In public markets, settlement is standardized — trades close in T+1 or T+2, with systems designed to make the process routine. Private markets are a different story. Settlement is slower, less uniform, and packed with variables across jurisdictions, fund structures, and counterparties. When it’s handled well, no one notices. When it goes wrong, it can quietly drain liquidity, damage trust, and even affect performance.
Settlement isn’t just a back-office detail. It’s a risk management issue — and one that says a lot about whether a manager is truly built to scale.
Why settlement in private markets is so tricky
Unlike public equities or bonds, private market trades don’t follow a single set of rules.
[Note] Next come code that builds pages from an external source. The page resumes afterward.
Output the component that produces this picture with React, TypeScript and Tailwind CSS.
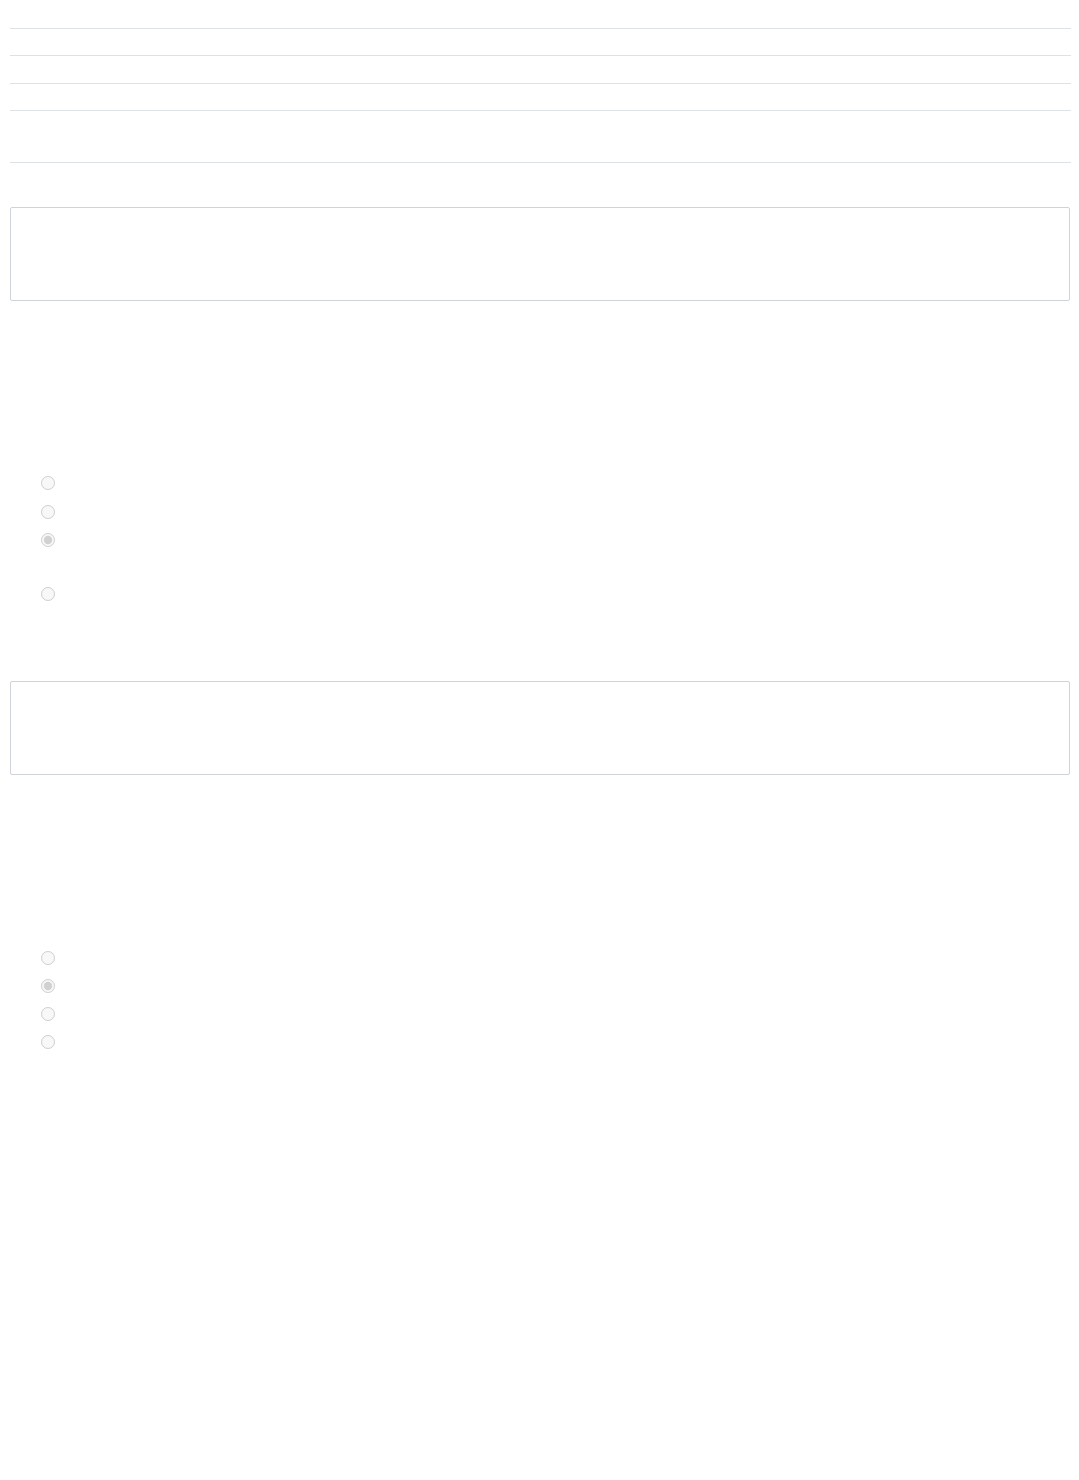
import React from "react";

function Radio({ checked, h }: { checked?: boolean; h: string }) {
  return (
    <div className={`flex items-center pl-[31px] ${h}`}>
      <input
        type="radio"
        disabled
        defaultChecked={checked}
        className="m-0 h-[14px] w-[14px]"
      />
    </div>
  );
}

export default function App() {
  return (
    <div className="min-h-[1480px] bg-white pl-[10px] pr-[8px] font-['Liberation_Sans',sans-serif] text-transparent">
      <div className="h-[29px] border-b border-[#dee2e6]" />
      <div className="h-[27px] border-b border-[#dee2e6]" />
      <div className="h-[28px] border-b border-[#dee2e6]" />
      <div className="h-[27px] border-b border-[#dee2e6]" />
      <div className="h-[52px] border-b border-[#dee2e6]" />

      <div className="mt-[44px] mr-[1px] h-[94px] rounded-[2px] border border-[#ced4da]" />

      <div className="mt-[168px] flex flex-col">
        <Radio h="h-[28px]" />
        <Radio h="h-[29px]" />
        <Radio h="h-[28px]" checked />
        <div className="h-[26px]" />
        <Radio h="h-[28px]" />
      </div>

      <div className="mt-[73px] mr-[1px] h-[94px] rounded-[2px] border border-[#ced4da]" />

      <div className="mt-[168px] flex flex-col">
        <Radio h="h-[29px]" />
        <Radio h="h-[28px]" checked />
        <Radio h="h-[28px]" />
        <Radio h="h-[28px]" />
      </div>
    </div>
  );
}
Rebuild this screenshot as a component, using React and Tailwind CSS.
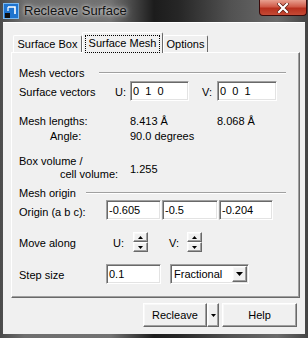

Instead, managers have to navigate:
- Non-standard timelines — the “when” of settlement varies with each deal, counterparty, and geography
- Lots of players involved — fund entities, custodians, administrative agents, borrowers, lawyers, and counterparties all touch the process.
- Manual workarounds — too many steps still rely on spreadsheets, which means mistakes are easy to make.
Put simply: settlement can be the weakest link in otherwise sophisticated operations.
The risks of getting settlement wrong
1. Operational Breakdowns
When processes are manual or systems don’t talk to each other, errors creep in — mismatched instructions, trades that never get confirmed, or bookings that don’t match reality. In private markets, these errors don’t always show up right away, which makes them even more painful when they do.
2. Liquidity Strain
If a settlement drags, cash or securities can get tied up for longer than expected. Suddenly, capital calls have to be rushed, distributions delayed, and cash forecasts scrambled. LPs don’t like surprises like that.
3. Counterparty & Credit Risk
The longer a trade sits unsettled, the more exposed a manager is to the counterparty. In some cases, managers may have to over-collateralize or even put their own balance sheet at risk just to keep things moving.
4. Valuation Distortions
Unsettled trades that aren’t booked correctly can skew NAVs and portfolio values. That doesn’t just mess with performance reporting — it can spill into compliance problems if filings end up being wrong.
5. Reputational Damage
LPs now look closely at operations in their due diligence. If they see repeated settlement issues, it sends a signal: this manager isn’t operationally sound. That kind of impression spreads quickly in the investor community.
6. Regulatory & Compliance Exposure
Settlement problems often don’t stay contained. They ripple downstream into reporting, disclosures, and fund mandate compliance. With regulators watching private markets more closely than ever, the margin for error is shrinking.
7. Hidden Costs
Every mishandled or delayed trade comes with costs — from lost delayed compensation to dispute resolution to endless rework. Just as damaging, it eats up team bandwidth that should be focused on value-driving work.
Why this matters more than ever
Private markets are bigger and busier than ever, and expectations are higher too.
- LPs are raising the bar for operational maturity and transparency
- Regulators are watching more closely, with stricter requirements on reporting
- Technology is available that makes manual lapses feel less forgivable.
- In this context, settlement risk isn’t theoretical. It’s real, and it can undermine performance and credibility if ignored.
Turning settlement into a strength
The upside: settlement risk is highly manageable with the right approach. Leading managers are already tackling it by:
- Automating settlement workflows to cut out manual errors.
- Building strong data pipelines so front-, middle-, and back-office teams stay aligned.
- Leaning on specialist administrators who bring proven processes and oversight.
- Treating settlement as part of risk management instead of just a clean-up task after a deal closes.
Handled this way, settlement shifts from being a vulnerability to a proof point of resilience — and a way to strengthen investor trust.
Conclusion: from risk to resilience
In private markets, smooth settlement doesn’t usually make headlines. But when it fails, it causes immediate pain: delayed cash flows, misstated valuations, interest loss, and questions from investors.
Managers who get this right don’t just avoid mistakes. They show they’re operationally mature, ready to scale, and capable of meeting rising investor and regulatory expectations.
Settlement may be behind the scenes, but it’s foundational. And in a market where complexity keeps growing, mastering it is one of the clearest ways to reduce risk — and stand apart for the right reasons.